I look forward to seeing where this new endeavor of authenticity takes me and I hope you all will join me and see fit to give my little book a place in your home when the time comes. Until then, I wish you all a healthy and bright end of the summer.
Leslie M. Browning
Connecticut, Summer 2018
In this career-defining work, Browning explores the breaking point every mind has after finding her own limit during a gauntlet of traumatic events. Pulled out of this blast-crater moment in her life by a friend, she is brought away from the insanity and deep into the snowy Sangre de Cristo Mountains where, standing in front of a herd of wild buffalo, she comes face to face with the terms we all must come to surrounding the loss we face in this life. Offering no answers and seeking no pity, Browning lays herself bare in this radically authentic offering. She carries restricted subjects such as miscarriage, mental illness, and suicide out of the silence by offering her own private journey as an example of the power of transcendence.
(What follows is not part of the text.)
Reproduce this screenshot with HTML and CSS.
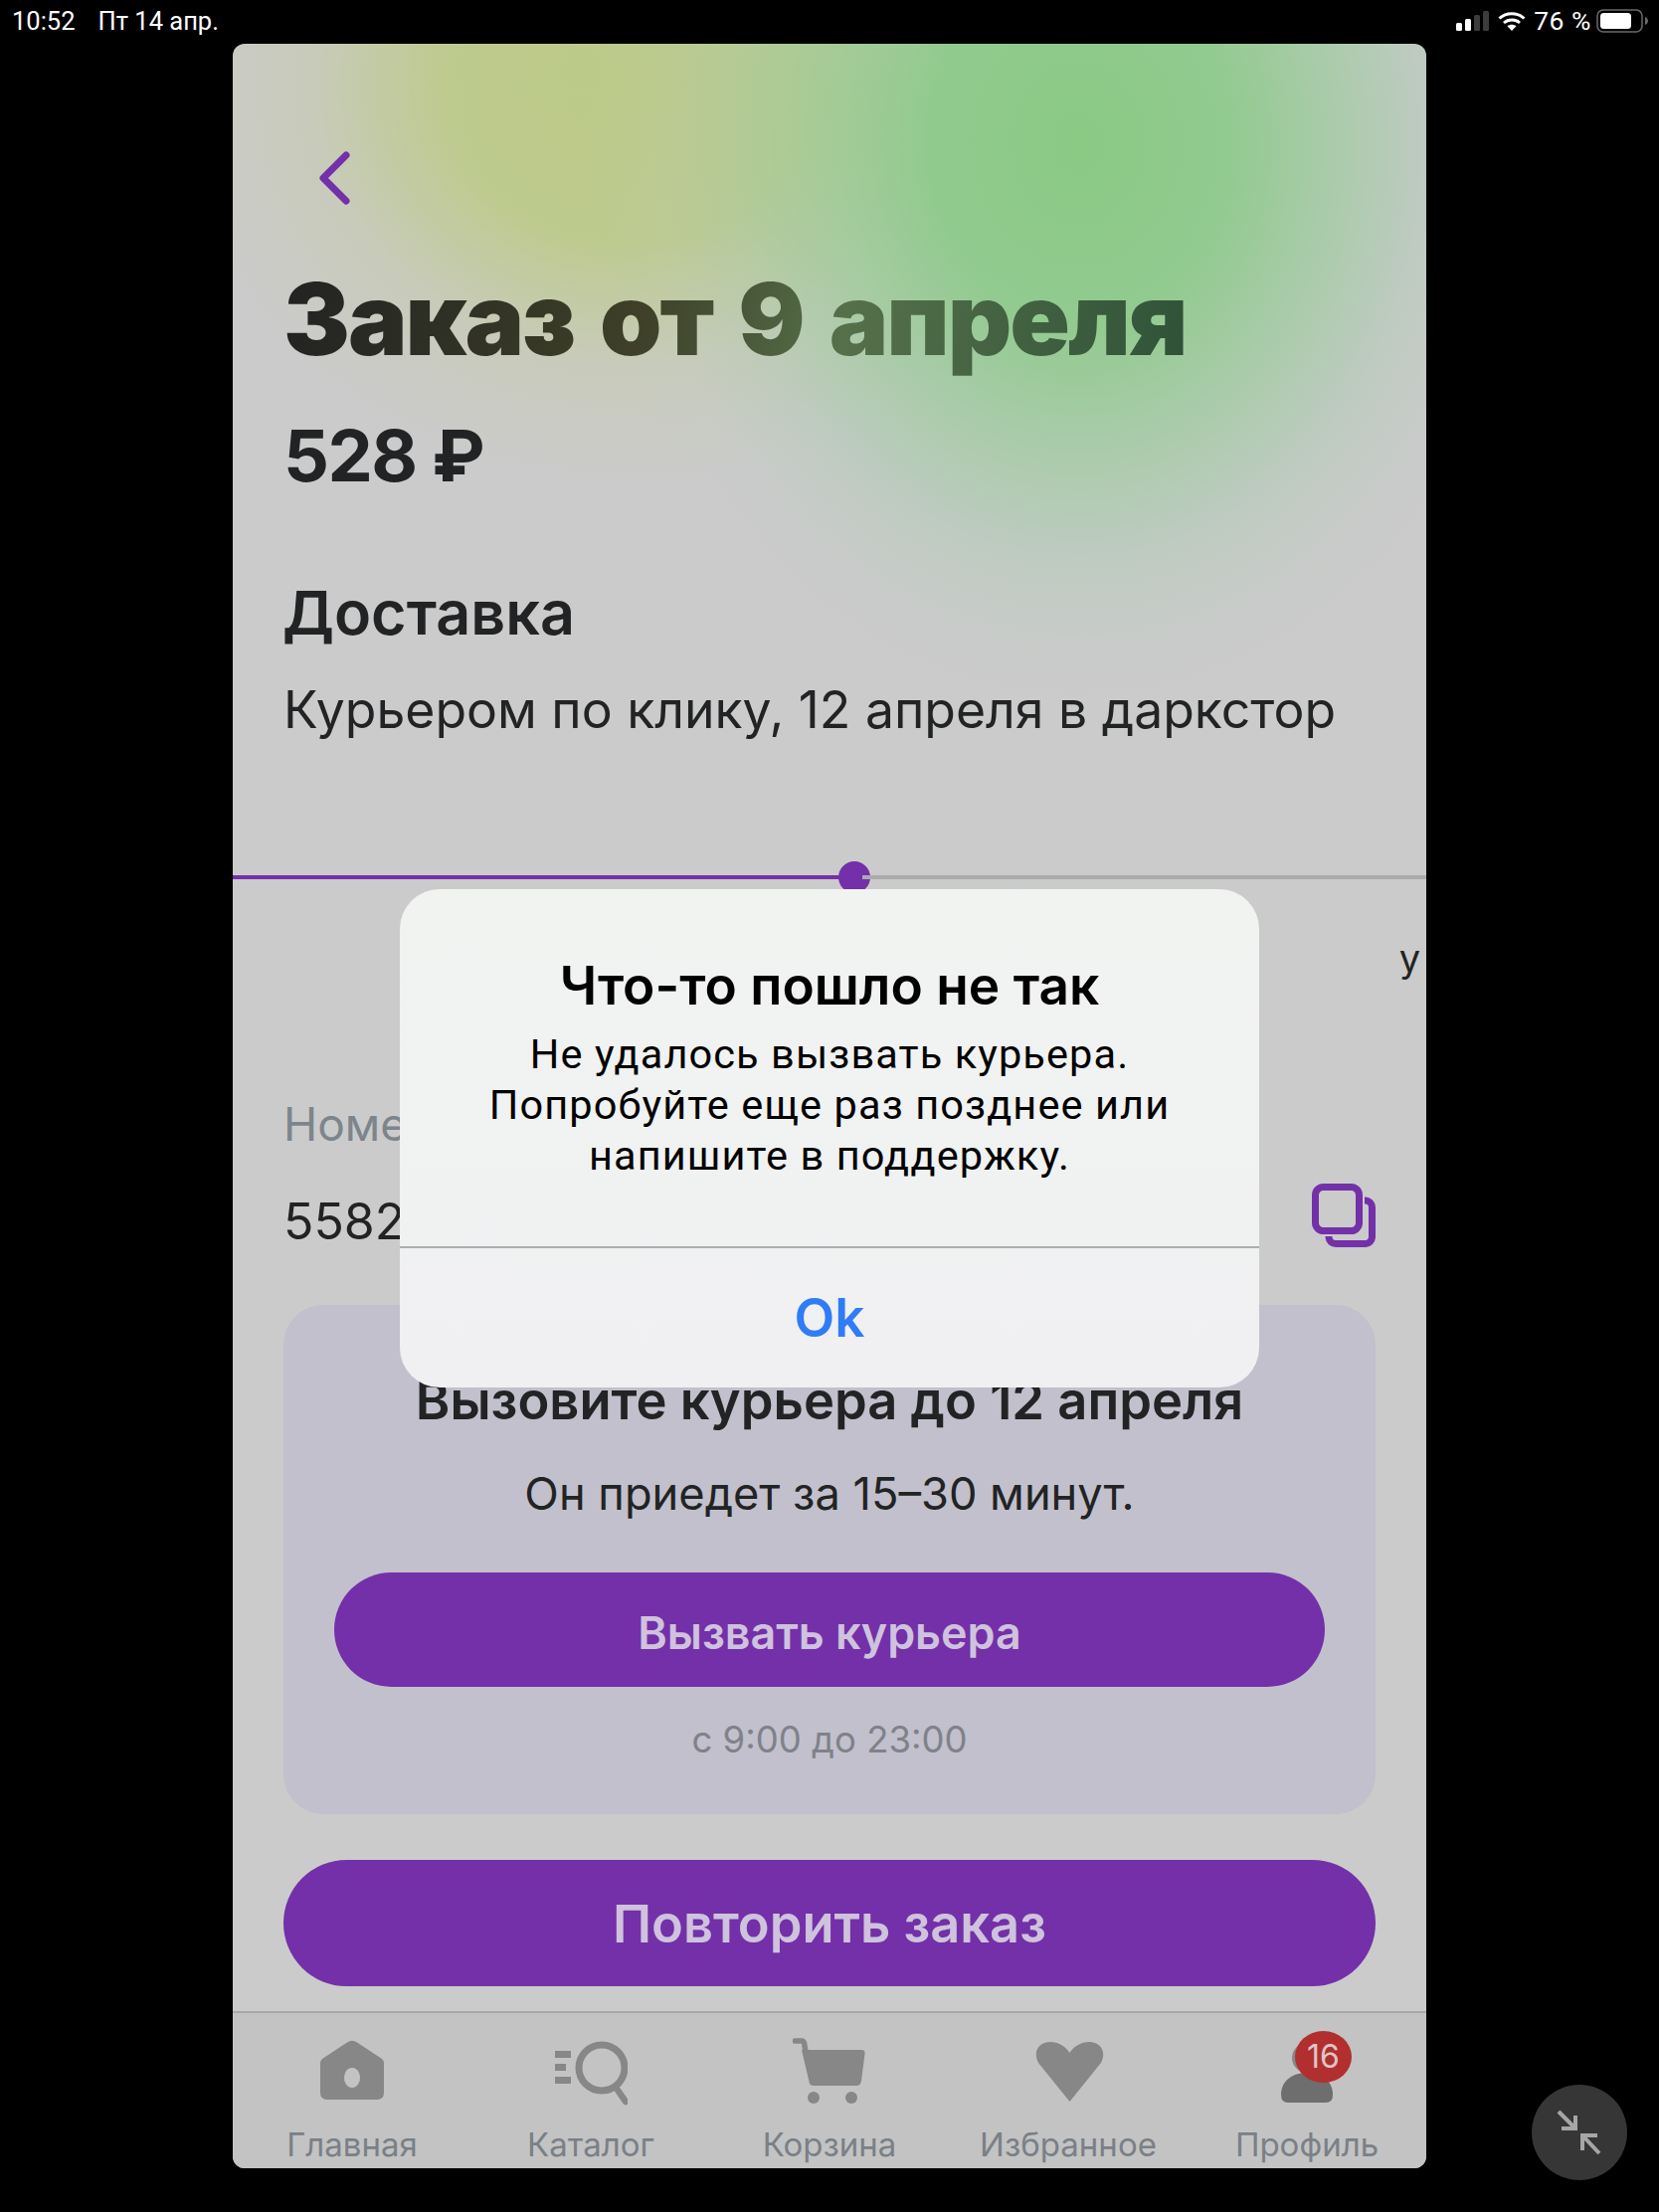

“To Lose the Madness is an essay built from the bones of the earth. Browning offers a stripped down, belly-to-the-ground, howling manifesto to authenticity, the truth that resides beneath layers of flesh and soil. It is a roadmap of hard-won scars and suffering, the kind of suffering that carves a life like glaciers carve landscapes. Where it has been, a riverbed of beauty and self-knowledge has been left.”
–Jason Kirkey, award-winning author of The Salmon in the Spring
“This is L.M. Browning’s most personally revealing book to date—and perhaps her best. As intensely personal as it is, it grapples with questions and struggles that are universal, questions that afflict modern humanity, questions that we really haven’t figured out at all. What is the way to deal with pain in a world that seems so intent on sanitizing and sedating us? Do our struggles serve some useful purpose? How, in an age of shallowness can we re-claim our deepest selves? How, in in age of individualism, can we re-discover our place in the family of life? Rather than provide facile answers, Browning offers her own journey as evidence for the possibility of healing not through forgetting or letting go, but by entering more deeply into the story of our pain; and she offers a way to engage with suffering not merely by looking within, but by engaging the cosmos, by entering into deeper relationship with the community of living beings. It is a book that offers a brief but deep glimpse at a writer’s soul, and, in doing so, a glimpse at our own.”
–Theodore Richards, award-winning author of Cosmosophia
“L.M. Browning’s To Lose the Madness is rife with the paraclete, one who comes alongside, to console and to encourage. But this is no trending self-help pablum complete with formulas for accelerating grief or sidestepping trauma. Instead, this is a courageous gift of self-disclosure, complete with unvarnished truth about human suffering and our search for meaning. This is a road trip with a friend, one who’s been there, and who knows the only way home is through.”
–James Scott Smith, author of Water, Rocks and Trees and The Expanse of All Things
“To Lose the Madness, teaches much about ‘trauma, loss, and radical authenticity’ with wisdom, awe, and grace. While her journey is unique, it reveals the universality of brokenness and the yearning for connection. I’m grateful for Browning’s willingness to explore her own suffering—and transcendence—so honestly and poetically; the resulting generous, sage essay is a guide for everyone.”
–Iris Graville, author of Hiking Naked
“To Lose the Madness is poignant, it is granular and gritty, it sings without avoiding the grit. From the depth of a despair often not spoken for, Browning offers her reader a compassionate voice of witnessing for herself and for anyone who has been touched by this kind of suffering. She speaks courageously of healing that comes not by getting rid of pain, but by moving into relationship with it, carrying it, lifting out of it at times, and dipping back into it other times. As she attests, ‘The wounds don’t define us; how we went about surviving does.’ What makes Browning’s way of going about it authentic and reliable is that she speaks not only for the ‘lotus … of hope’ arising out of her suffering, she also speaks openly and honestly for the ‘mud’ out of which that hope arises.”